Search code examples
rweb-scrapingfinancestock

Web scraping of stock key stats from Finviz with R


I tried to scrape from Finviz for some stock key stats. I applied codes from the original question: Web scraping of key stats in Yahoo! Finance with R. To collect stats for as many stocks as possible I create a list of stock symbols and descriptions like this:

Symbol Description
A      Agilent Technologies
AAA    Alcoa Corp
AAC    Aac Holdings Inc
BABA   Alibaba Group Holding Ltd
CRM    Salesforce.Com Inc
...

I selected out the first column and stored it as a character in R and called it stocks. Then I applied the code:

for (s in stocks) {
url <- paste0("http://finviz.com/quote.ashx?t=", s)
webpage <- readLines(url)
html <- htmlTreeParse(webpage, useInternalNodes = TRUE, asText = TRUE)
tableNodes <- getNodeSet(html, "//table")

# ASSIGN TO STOCK NAMED DFS
assign(s, readHTMLTable(tableNodes[[9]], 
                      header= c("data1", "data2", "data3", "data4", "data5", "data6",
                                "data7", "data8", "data9", "data10", "data11", "data12")))

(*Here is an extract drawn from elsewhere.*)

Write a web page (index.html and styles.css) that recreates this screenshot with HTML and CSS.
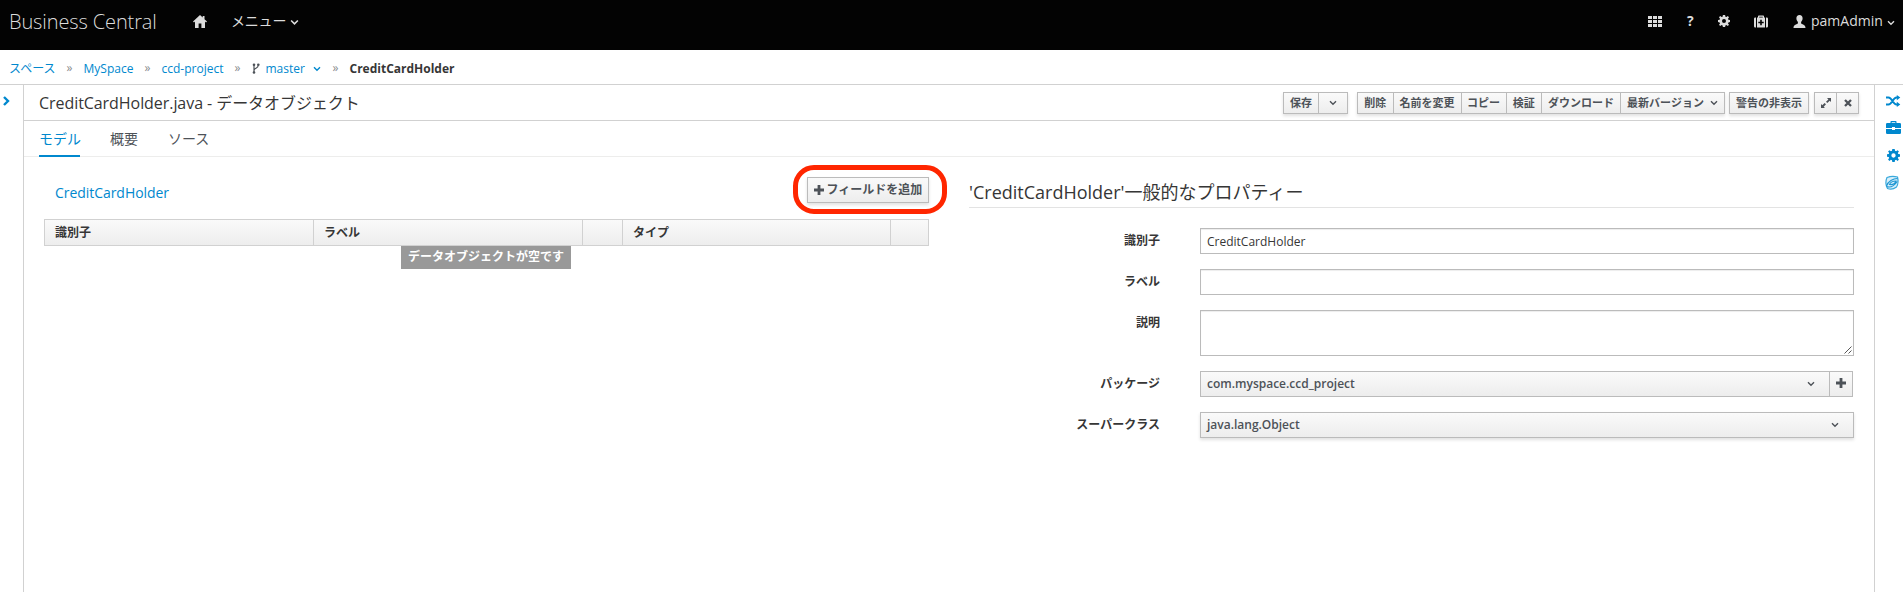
FILE: index.html
```html
<!DOCTYPE html>
<html lang="ja">
<head>
<meta charset="utf-8">
<title>Business Central</title>
<link rel="stylesheet" href="styles.css">
</head>
<body>
<svg class="defs" width="0" height="0">
  <symbol id="chev" viewBox="0 0 8 6"><path d="M1 1.2 4 4.2 7 1.2" fill="none" stroke="currentColor" stroke-width="1.4"/></symbol>
  <symbol id="plus" viewBox="0 0 10 10"><path d="M3.6 0h2.8v3.6H10v2.8H6.4V10H3.6V6.4H0V3.6h3.6z" fill="currentColor"/></symbol>
  <symbol id="gear" viewBox="0 0 12 12"><path fill="currentColor" fill-rule="evenodd" d="M4.9 0h2.2l.3 1.7 1 .4L9.8 1.100 11 2.300l-1 1.400.4 1 1.600.2v2.200l-1.600.3-.4 1 1 1.400-1.200 1.200-1.400-1-1 .4L7.100 12H4.900l-.3-1.600-1-.4-1.400 1L1 9.800l1-1.400-.4-1L0 7.100V4.900l1.600-.2.4-1-1-1.400 1.200-1.200 1.400 1 1-.4zM6 4a2 2 0 1 0 0 4 2 2 0 0 0 0-4z"/></symbol>
</svg>
<header class="topbar">
  <span class="brand">Business Central</span>
  <svg class="home" viewBox="0 0 14 13"><path fill="currentColor" d="M7 0 0 6.500 1 7.400 2 6.600V13h3.600V8.500h2.800V13H12V6.600l1 .8 1-.9-2.500-2.300V1H9.700v1.500z"/></svg>
  <span class="menu">メニュー</span>
  <svg class="menu-chev" viewBox="0 0 8 6"><use href="#chev"/></svg>
  <div class="tools">
    <svg class="apps" viewBox="0 0 14 11"><path fill="currentColor" d="M0 0h4v3H0zM5 0h4v3H5zM10 0h4v3h-4zM0 4h4v3H0zM5 4h4v3H5zM10 4h4v3h-4zM0 8h4v3H0zM5 8h4v3H5zM10 8h4v3h-4z"/></svg>
    <span class="help">?</span>
    <svg class="cog" viewBox="0 0 12 12"><use href="#gear"/></svg>
    <svg class="kit" viewBox="0 0 14 12"><path fill="currentColor" fill-rule="evenodd" d="M4 2V.8Q4 0 4.800 0h4.400Q10 0 10 .8V2h1v10H3V2zM5.200 2h3.600V1.200H5.200zM6.200 4.200v2H4.300v1.600h1.900v2h1.600v-2h1.900V6.200H7.800v-2zM2 2v10H1.300Q0 12 0 10.800V3.200Q0 2 1.300 2zM12 2v10h.7q1.300 0 1.300-1.200V3.200Q14 2 12.700 2z"/></svg>
    <svg class="user" viewBox="0 0 12 13"><path fill="currentColor" d="M6 0c2 0 3.200 1.300 3.100 3.500C9 5.300 8.300 6 7.600 7v1.500c1 .9 4.400 1 4.400 4.500H0c0-3.500 3.400-3.600 4.400-4.500V7C3.700 6 3 5.300 2.900 3.500 2.800 1.300 4 0 6 0z"/></svg>
    <span class="username">pamAdmin</span>
    <svg class="user-chev" viewBox="0 0 8 6"><use href="#chev"/></svg>
  </div>
</header>
<nav class="crumbs">
  <a class="c1">スペース</a><span class="sep">»</span>
  <a class="c2">MySpace</a><span class="sep">»</span>
  <a class="c3">ccd-project</a><span class="sep">»</span>
  <svg class="branch" viewBox="0 0 8 11"><path d="M2 2v7.500M6.200 2.500c0 3-4.200 2.500-4.200 5" fill="none" stroke="currentColor" stroke-width="1.200"/><circle cx="2" cy="1.800" r="1.300" fill="currentColor"/><circle cx="6.300" cy="1.800" r="1.300" fill="currentColor"/><circle cx="2" cy="9.500" r="1.300" fill="currentColor"/></svg>
  <a class="c4">master</a><svg class="crumb-chev" viewBox="0 0 8 6"><use href="#chev"/></svg><span class="sep">»</span>
  <b class="current">CreditCardHolder</b>
</nav>
<main class="work">
  <aside class="rail-left"><svg viewBox="0 0 7 10"><path d="M1 1l4 4-4 4" fill="none" stroke="currentColor" stroke-width="2.400"/></svg></aside>
  <section class="editor">
    <div class="titlebar">
      <h1>CreditCardHolder.java - データオブジェクト</h1>
      <div class="actions">
        <div class="group save"><button class="w35">保存</button><button class="w30"><svg class="chev" viewBox="0 0 8 6"><use href="#chev"/></svg></button></div>
        <div class="group ops"><button class="w36">削除</button><button class="w69">名前を変更</button><button class="w45">コピー</button><button class="w36">検証</button><button class="w79">ダウンロード</button><button class="w106">最新バージョン<svg class="chev" viewBox="0 0 8 6"><use href="#chev"/></svg></button></div>
        <div class="group warn"><button class="w80">警告の非表示</button></div>
        <div class="group win"><button class="w23"><svg class="expand" viewBox="0 0 10 10"><path fill="currentColor" d="M6 0h4v4L8.700 2.700 6.300 5.100 5 3.800l2.400-2.400zM0 6l1.300 1.300 2.300-2.300L5 6.300 2.700 8.700 4 10H0z"/></svg></button><button class="w23"><svg class="close" viewBox="0 0 8 8"><path d="M1 1l6 6M7 1 1 7" stroke="currentColor" stroke-width="2.300"/></svg></button></div>
      </div>
    </div>
    <div class="tabs"><a class="tab active">モデル</a><a class="tab">概要</a><a class="tab">ソース</a></div>
    <div class="panes">
      <div class="fields">
        <div class="fields-head">
          <a class="object">CreditCardHolder</a>
          <div class="callout"><button class="add"><svg viewBox="0 0 10 10"><use href="#plus"/></svg>フィールドを追加</button></div>
        </div>
        <div class="grid"><span>識別子</span><span>ラベル</span><span></span><span>タイプ</span><span></span></div>
        <div class="empty">データオブジェクトが空です</div>
      </div>
      <div class="props">
        <h2>'CreditCardHolder'一般的なプロパティー</h2>
        <div class="row"><label>識別子</label><div class="input">CreditCardHolder</div></div>
        <div class="row"><label>ラベル</label><div class="input"></div></div>
        <div class="row"><label>説明</label><div class="input area"><svg viewBox="0 0 8 8"><path d="M.5 7.500l7-7M4.500 7.500l3-3" stroke="#444" stroke-width=".9"/></svg></div></div>
        <div class="row"><label>パッケージ</label><div class="combo"><div class="select joined">com.myspace.ccd_project<svg class="chev" viewBox="0 0 8 6"><use href="#chev"/></svg></div><button class="more"><svg viewBox="0 0 10 10"><use href="#plus"/></svg></button></div></div>
        <div class="row"><label>スーパークラス</label><div class="select raised">java.lang.Object<svg class="chev" viewBox="0 0 8 6"><use href="#chev"/></svg></div></div>
      </div>
    </div>
  </section>
  <aside class="rail-right">
    <svg class="shuffle" viewBox="0 0 14 12"><path d="M0 2.500h2.500C6 2.500 7 9.500 10.500 9.500H12M0 9.500h2.500C6 9.500 7 2.500 10.500 2.500H12" fill="none" stroke="currentColor" stroke-width="1.900"/><path fill="currentColor" d="M10.800 0 14.300 2.600l-3.500 2.700zM10.800 6.800l3.500 2.600-3.500 2.600z"/></svg>
    <svg class="case" viewBox="0 0 15 13"><path fill="currentColor" fill-rule="evenodd" d="M4.500 2V.8Q4.500 0 5.300 0h4.400q.8 0 .8.800V2h3.300Q15 2 15 3.200V7H9V6H6v1H0V3.200Q0 2 1.200 2zM5.700 2h3.600v-.8H5.700zM0 7.900h6v1.200h3V7.900h6v3.900q0 1.200-1.200 1.200H1.200Q0 13 0 11.800z"/></svg>
    <svg class="gear" viewBox="0 0 12 12"><use href="#gear"/></svg>
    <svg class="globe" viewBox="0 0 14 14"><path d="M2 1.500Q7-.5 12.500 1q1.500 6-1 10Q7 14.500 2.500 12.500-.5 7 2 1.500z" fill="#d8eff9" stroke="#39a9dc" stroke-width="1.200"/><path d="M1.500 10C3 5.500 8 2.500 12.500 2.500M1.500 10.500c4 1.500 8-1 10.800-5M4.500 8.500c1-2.500 3.500-3.500 6.500-3.500-1 2.500-3.500 4-6.500 3.500z" fill="none" stroke="#1f97d4" stroke-width="1.100"/></svg>
  </aside>
</main>
</body>
</html>
```
FILE: styles.css
```css
* { box-sizing: border-box; }
body { margin: 0; height: 592px; overflow: hidden; background: #fff; color: #363636; font: 12px/20px "Open Sans", "Noto Sans CJK JP", sans-serif; }
svg { display: block; flex: none; overflow: visible; }
.defs { position: absolute; }
button { font: inherit; color: #4d5258; padding: 0; margin: 0; }
.topbar { height: 50px; background: #030303; color: #dcdcdc; display: flex; align-items: center; padding: 0 8px 8px 9px; }
.brand { width: 184px; font-size: 20px; font-weight: 300; line-height: 28px; letter-spacing: -.12px; white-space: nowrap; padding-top: 2px; }
.home { width: 14px; height: 13px; margin-right: 24px; }
.menu { font-size: 14px; letter-spacing: -.2px; width: 59px; white-space: nowrap; }
.menu-chev { width: 9px; height: 7px; margin-top: 3px; }
.tools { display: flex; align-items: center; margin-left: auto; }
.apps { width: 14px; height: 11px; }
.help { font-size: 14px; font-weight: 700; width: 8px; margin-left: 25px; }
.cog { width: 12px; height: 12px; margin-left: 23px; }
.kit { width: 14px; height: 13px; margin-left: 24px; }
.user { width: 13px; height: 13px; margin: 1px 5px 0 25px; }
.username { font-size: 14px; width: 72px; }
.user-chev { width: 8px; height: 6px; margin: 3px 0 0 4px; }
.crumbs { height: 35px; border-bottom: 1px solid #d1d1d1; display: flex; align-items: center; padding: 3px 0 0 9px; white-space: nowrap; }
.crumbs a { color: #0088ce; }
.crumbs b { font-weight: 700; }
.sep { color: #8b8d8f; width: 6px; margin: -1px 11px 1px; }
.c1 { width: 46.500px; }
.c2 { width: 50px; }
.c3 { width: 62px; }
.c4 { width: 39px; }
.branch { width: 8px; height: 11px; margin: 0 6px 0 0; color: #4d5258; }
.crumb-chev { color: #0088ce; width: 8px; height: 6px; margin: 1px 1px 0 8px; }
.work { display: flex; height: 507px; }
.rail-left { width: 24px; border-right: 1px solid #d1d1d1; color: #0088ce; padding: 11px 0 0 3px; }
.rail-left svg { width: 7px; height: 10px; }
.rail-right { width: 29px; border-left: 1px solid #d1d1d1; color: #0088ce; padding-left: 11px; }
.shuffle { width: 14px; height: 12px; margin-top: 10px; }
.case { width: 15px; height: 13px; margin-top: 14px; }
.gear { width: 13px; height: 13px; margin: 15px 0 0 1px; }
.globe { width: 14px; height: 14px; margin: 14px 0 0 -1px; }
.editor { flex: 1; min-width: 0; }
.titlebar { height: 36px; border-bottom: 1px solid #d1d1d1; padding: 0 15px; display: flex; justify-content: space-between; }
h1 { margin: 0; font-size: 16px; font-weight: 400; letter-spacing: -.06px; line-height: 36px; white-space: nowrap; }
.actions { display: flex; padding-top: 7px; font-size: 11px; font-weight: 600; }
.group { display: flex; height: 22px; box-shadow: 0 2px 3px rgba(3,3,3,.12); }
.group button { height: 22px; border: 1px solid #bbb; border-right: 0; background: linear-gradient(#fafafa, #ededed); display: flex; align-items: center; justify-content: center; gap: 6px; line-height: 18px; white-space: nowrap; }
.group button:last-child { border-right: 1px solid #bbb; }
.chev { width: 8px; height: 6px; }
.ops { margin-left: 9px; }
.warn { margin-left: 4px; }
.win { margin-left: 5px; }
.w35 { width: 35px; } .w30 { width: 30px; } .w36 { width: 35.500px; } .w69 { width: 68px; } .w45 { width: 45px; } .w79 { width: 79px; } .w106 { width: 105px; } .w80 { width: 80px; }
.win .w23:first-child { width: 22px; }
.w23 { width: 23px; }
.expand { width: 10px; height: 10px; }
.close { width: 8px; height: 8px; }
.tabs { height: 36px; border-bottom: 1px solid #ededec; display: flex; gap: 30px; padding-left: 15px; }
.tab { height: 36px; font-size: 14px; line-height: 35px; color: #4d5258; }
.active { width: 41px; color: #0088ce; border-bottom: 2px solid #0088ce; white-space: nowrap; }
.panes { display: flex; }
.fields { width: 885px; margin-left: 20px; }
.fields-head { height: 62px; display: flex; justify-content: space-between; padding-left: 11px; }
.object { color: #0088ce; font-size: 14px; letter-spacing: -.05px; margin-top: 26px; }
.callout { width: 154px; height: 49px; margin: 8px -18px 0 0; border: 5px solid #ff2600; border-radius: 21px; padding: 7px 0 0 9px; }
.add { width: 122px; height: 26px; border: 1px solid #bbb; background: linear-gradient(#fafafa, #ededed); box-shadow: 0 2px 3px rgba(3,3,3,.12); display: flex; align-items: center; justify-content: center; gap: 3px; font-weight: 600; white-space: nowrap; }
.add svg { width: 10px; height: 10px; }
.grid { height: 27px; border: 1px solid #d1d1d1; background: linear-gradient(#fafafa, #ededed); display: grid; grid-template-columns: 269px 269px 40px 268px 1fr; font-weight: 700; line-height: 25px; }
.grid span { padding-left: 10px; border-right: 1px solid #d1d1d1; }
.grid span:last-child { border: 0; }
.empty { width: 170px; height: 23px; margin-left: 357px; background: #999; color: #fff; font-weight: 700; text-align: center; line-height: 22px; white-space: nowrap; }
.props { width: 885px; margin-left: 40px; }
h2 { margin: 20px 0 20px; height: 31px; font-size: 18px; font-weight: 400; line-height: 31px; border-bottom: 1px solid #e3e3e3; white-space: nowrap; }
.row { display: flex; align-items: flex-start; margin-bottom: 15px; }
label { width: 191px; margin-right: 40px; text-align: right; font-weight: 700; line-height: 26px; }
.input { width: 654px; height: 26px; border: 1px solid #bbb; box-shadow: inset 0 1px 1px rgba(3,3,3,.075); padding: 3px 6px; }
.area { height: 46px; display: flex; justify-content: flex-end; align-items: flex-end; padding: 1px; }
.area svg { width: 8px; height: 8px; }
.combo { display: flex; }
.select { width: 654px; height: 26px; border: 1px solid #bbb; background: linear-gradient(#fafafa, #ededed); color: #4d5258; font-weight: 600; display: flex; align-items: center; justify-content: space-between; padding: 0 14px 1px 6px; }
.joined { width: 630px; }
.raised { box-shadow: 0 2px 3px rgba(3,3,3,.12); }
.more { width: 23px; height: 26px; border: 1px solid #bbb; border-left: 0; background: linear-gradient(#fafafa, #ededed); display: flex; align-items: center; justify-content: center; padding-bottom: 2px; }
.more svg { width: 10px; height: 10px; }
```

# ADD COLUMN TO IDENTIFY STOCK 
df <- get(s)
df['stock'] <- s
assign(s, df)
}

# COMBINE ALL STOCK DATA 
stockdatalist <- cbind(mget(stocks))
stockdata <- do.call(rbind, stockdatalist)
# MOVE STOCK ID TO FIRST COLUMN
stockdata <- stockdata[, c(ncol(stockdata), 1:ncol(stockdata)-1)]

However, for some of the stocks, Finviz doesn't have a page for them and I get error massages like this:

Error in file(con, "r") : cannot open the connection
In addition: Warning message:
In file(con, "r") :
cannot open URL 'http://finviz.com/quote.ashx?t=AGM.A': HTTP status was '404 
Not Found'

There are a good number of stocks that have this situation, so I can't delete them from my list manually. Is there a way to skip getting the page for those stocks?


Solution

  • Maybe something in these lines? Trying to filter stocks before using your forloop.

        library(tidyverse)
    
    #AGM.A should produce error
        stocks <- c("AXP","BA","CAT","AGM.A")
        urls <- paste0("http://finviz.com/quote.ashx?t=", stocks)
    
    #Test urls with possibly first and find out NAs
        temp_ind <- map(urls, possibly(readLines, otherwise = NA_real_))
        ind <- map_lgl(map(temp_ind, c(1)), is.na)
        ind <- which(ind == TRUE)
        filter.stocks <- stocks[-ind]
    
    #AGM.A is removed and you can just insert stocks which work to for loop.
            filter.stocks
        [1] "AXP" "BA"  "CAT"
    

    As statxiong pointed out url.exist here is simpler version:

    library(RCurl)
    library(tidyverse)
    
    stocks[map_lgl(urls, url.exists)]